Here is a link to something I wrote on my blog about some study I did a few years ago on the SPX based on figures Robert Shiller posts on his Yale Univ website. I spent a lot of time on this. http://mannfm11.blogspot.com/
Next, here is a link to John Hussmans site. He is the manager of the Hussman Funds. He blows holes in this undervaluation theory. But he has a lot higher valuation than I do. http://www.hussmanfunds.com/wmc/wmc100712.htm
These guys use treasuries to value stocks. Stocks aren't treasuries. Ask the people who owned Enron, Worldcom, Bear Stearns, Lehman Brothers, General Motors (who would have thought that ever went broke?), Fannie Mae, Freddie Mac, Citigroup and quite a few more tha were multi billion companies? I recall MCI was one of the top 5 market caps on the Nasdaq, yet at an even larger cap, merged with Worldcom, it went broke overnight. Enron was a huge company. Citicorp has had its share value diluted massively and trades at under $5 a share. I think the current ownership consists of 20% of the former ownership. It would be zero if not for a bailout. MSFT sells at $24. It was $60 on the top and there were more shares then. CSCO is worth less than $150 billion. It was worth $600 billion on the top. GE would have gone to zero without the government guaranteeing their paper. INTC or Intel was worth over $600 billion on the top. Worth $102 billion now. Those 4 companies were all worth at least $600 billion each. All of them have spent a fortune buying back stock. Whose stock? John Chambers stock at CSCO, Bill Gates stock at MSFT, who knows whose stock at GE and whose at INTC. Those companies, worth a cumulative near $2.5 trillion on the top are now worth $102 Billion plus $155 billion (GE), $208 billion (MSFT) and $120 billion (CSCO) for a total of $585 billion. Total loss from the top? Nearly $2 trillion. Some of their earnings have held up. Adding the 4 together, you won't get a 2% yield.

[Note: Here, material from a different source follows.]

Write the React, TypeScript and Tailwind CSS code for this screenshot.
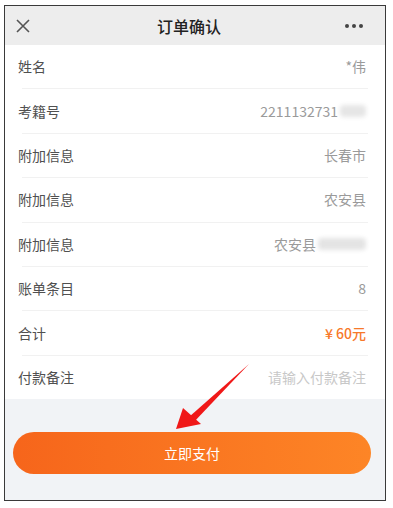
import React from 'react';

const font = { fontFamily: '"Noto Sans CJK SC", "Noto Sans", sans-serif' };

type Row = { label: string; value: React.ReactNode };

const rows: Row[] = [
  { label: '姓名', value: <span>*伟</span> },
  {
    label: '考籍号',
    value: (
      <span className="flex items-center">
        2211132731
        <span className="ml-0.5 inline-block h-[12px] w-[26px] rounded-sm bg-[#e6e6e6] blur-[2px]" />
      </span>
    ),
  },
  { label: '附加信息', value: <span>长春市</span> },
  { label: '附加信息', value: <span>农安县</span> },
  {
    label: '附加信息',
    value: (
      <span className="flex items-center">
        农安县
        <span className="ml-0.5 inline-block h-[12px] w-[48px] rounded-sm bg-[#e4e4e4] blur-[2px]" />
      </span>
    ),
  },
  { label: '账单条目', value: <span>8</span> },
  { label: '合计', value: <span className="font-medium text-[#f7792a]">¥ 60元</span> },
  { label: '付款备注', value: <span className="text-[#c8c8c8]">请输入付款备注</span> },
];

export default function App() {
  return (
    <div className="h-[508px] w-[393px] bg-white pl-[4px] pt-[5px]" style={font}>
      <div className="relative flex h-[496px] w-[382px] flex-col border border-[#3a3a3a] bg-[#f1f3f6]">
        <div className="grid h-[39px] grid-cols-[1fr_auto_1fr] items-center bg-[#ededed] pl-[10px] pr-[22px]">
          <svg width="16" height="16" viewBox="0 0 16 16" className="text-[#555]">
            <path d="M2 2L14 14M14 2L2 14" stroke="currentColor" strokeWidth="1.6" />
          </svg>
          <div className="text-[16px] font-medium text-[#222]">订单确认</div>
          <div className="flex justify-end gap-[3px]">
            <span className="h-[4px] w-[4px] rounded-full bg-[#444]" />
            <span className="h-[4px] w-[4px] rounded-full bg-[#444]" />
            <span className="h-[4px] w-[4px] rounded-full bg-[#444]" />
          </div>
        </div>
        <div className="bg-white">
          {rows.map((r, i) => (
            <React.Fragment key={i}>
              {i > 0 && <div className="mx-[17px] h-px bg-[#f1f1f1]" />}
              <div className="flex h-[43.4px] items-center justify-between pl-[13px] pr-[19px] text-[14px]">
                <span className="text-[#505050]">{r.label}</span>
                <span className="text-[#9a9a9a]">{r.value}</span>
              </div>
            </React.Fragment>
          ))}
        </div>
        <div className="flex flex-1 flex-col pl-[8px] pr-[14px] pt-[33px]">
          <button className="flex h-[42px] w-full items-center justify-center rounded-full bg-gradient-to-r from-[#f6651b] to-[#fd8526] text-[14px] text-white">
            立即支付
          </button>
        </div>
        <svg className="pointer-events-none absolute left-[166px] top-[356px]" width="80" height="70" viewBox="0 0 80 70">
          <path d="M78 2 L18 55 L22 61 Z" fill="#f01818" />
          <path d="M5 67 L12 46 L30 62 Z" fill="#f01818" />
        </svg>
      </div>
    </div>
  );
}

The formula for valuing stocks is the discounted value of its dividends expected over time. The idea you value stocks compared to treasury yields is flat nonsense. You value them against the risk free rate of return adjusted for growth. Risk free starts at 3%. Real growth of the market is maybe 1/2 to 1% if you get healthy inflation. The risk premium of stocks is about another 3%. History, prior to the bubble dilution was 3% inflation, 4.7% dividends and around 1% real growth over a measured 75 year period. This gave the imagined return of about 9%, which corresponds to a 6% risk free return at 3% inflation plus 3% risk premium. Remember AAA bonds yield more than governments and most corporations on the exchange aren't investment grade, but junk. Only a handful of companies have AAA ratings and I would venture half that do only have them because the government guaranteed them. Junk bonds are in the 10% range and they are less risky than the underlying stock, unless Obama is making the deal for the UAW.
That said, in order to fairly value the 10 year treasury, one has to realize there won''t be any measurable inflation over the next 10 years. But, the recipe for stock discount isn't the 10 year treasury, but a forever rreasury. Also, without inflation, there won't be any growth, real or nominal. So, to measure a return against a risk free measure during a time of credit crisis is insane. IF anything, the risk should be even higher, as it takes credit to keep cash flowing to corporations.
Lastly, take note of the difference between the SPX and the Dow. Note that Citi, Bank of America and JPM/Chase are all Dow stocks, as are Chevron/Texaco and Exxon/Mobil. Do you actually believe the earnings on the banks are real? Also, Wall street is running an oil corner, either as a front to keep the OPEC countries afloat or for their own profit and these oil company earnings are also inflated. This is why their stocks are trading at a lower price than when oil was $34 a barrel in late 2008. Most in the market know the earnings of these companies is a fraud. You might note that Citi is still trading at around $4 and BAC in the mid teens. Pull out this nonsense and the PE of the Dow goes to arouond 20.
I figure what the real sustainable earnings on stocks are by doubling hte dividend and dividing it into 1. The SPX is about 2% so the sustainable PE is 25. The values of the 4 companies I listed above are proof the shareholders derive little benefit out of continued stock repurchases.